Season 5 advances these connections with the series’ now-standard creative flourishes. Thanks to Sean (kind of), Colin gets his time to shine within the confines of American bureaucracy. Laszlo and Nandor come together for another memorable boys’ night with Sean’s human pals. There’s a Pride night for the ages, orchestrated by — of all people — Sean. (Wait, is this actually Sean’s MVP season?) But in the premiere, a trip to the mall sets up Laszlo’s main pairing: Gizmo. At the end of last season, Guillermo grows frustrated with how slow-moving his vampire masters are — especially in regard to letting him join their ranks — and he asks his friend Derek (Chris Sandiford) to turn him into a night-walker. Without spoiling anything, Guillermo’s simple plan isn’t so simple to execute, and Laszlo becomes curious about the peculiar antics of their formerly boring familiar. Needless to say, their extra time together does not go to waste.
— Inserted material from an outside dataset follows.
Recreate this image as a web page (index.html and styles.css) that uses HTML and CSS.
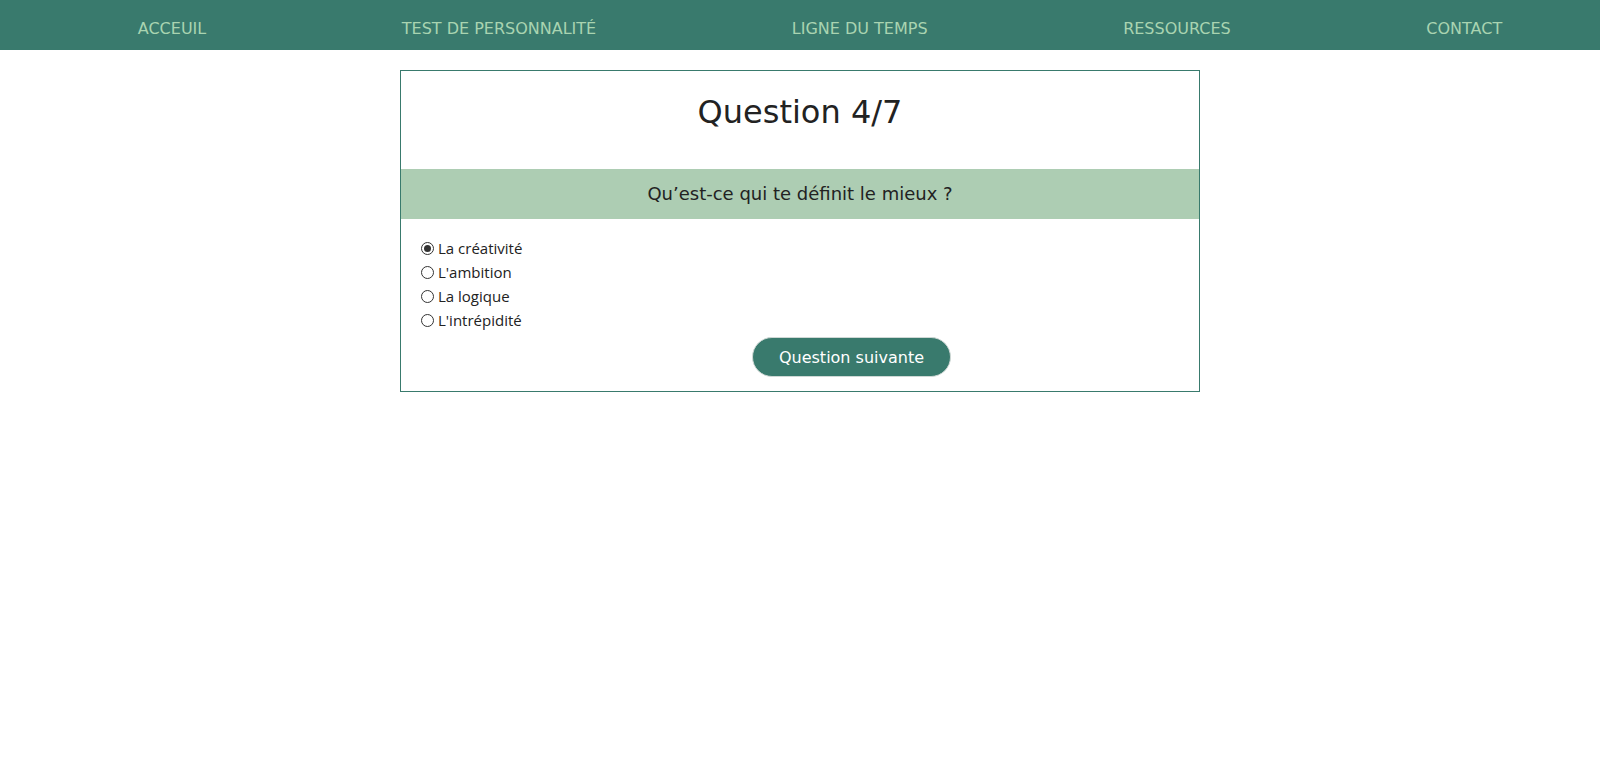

“What We Do in the Shadows” is in a good spot. The fandom is passionate and, one has to assume thanks to its availability on Hulu, growing. Reviews are strong, and accolades are steady. Rather than coasting on their laurels five seasons in, the entire team is striving for bigger and better ideas, jokes, and effects. Now it’s up to the TV Academy to put the cherry on top of the sundae, and give Matt Berry his Emmy. It didn’t happen for Season 4, and it doesn’t have to be for Season 5 — there’s no wrong time to hand out an overdue trophy — but it has to happen. And soon.
“What We Do in the Shadows” Season 5 premieres Thursday, July 13 at 10 p.m. on FX and streams the next day on Hulu. New episodes will be released weekly. Seasons 1-4 are available on Hulu.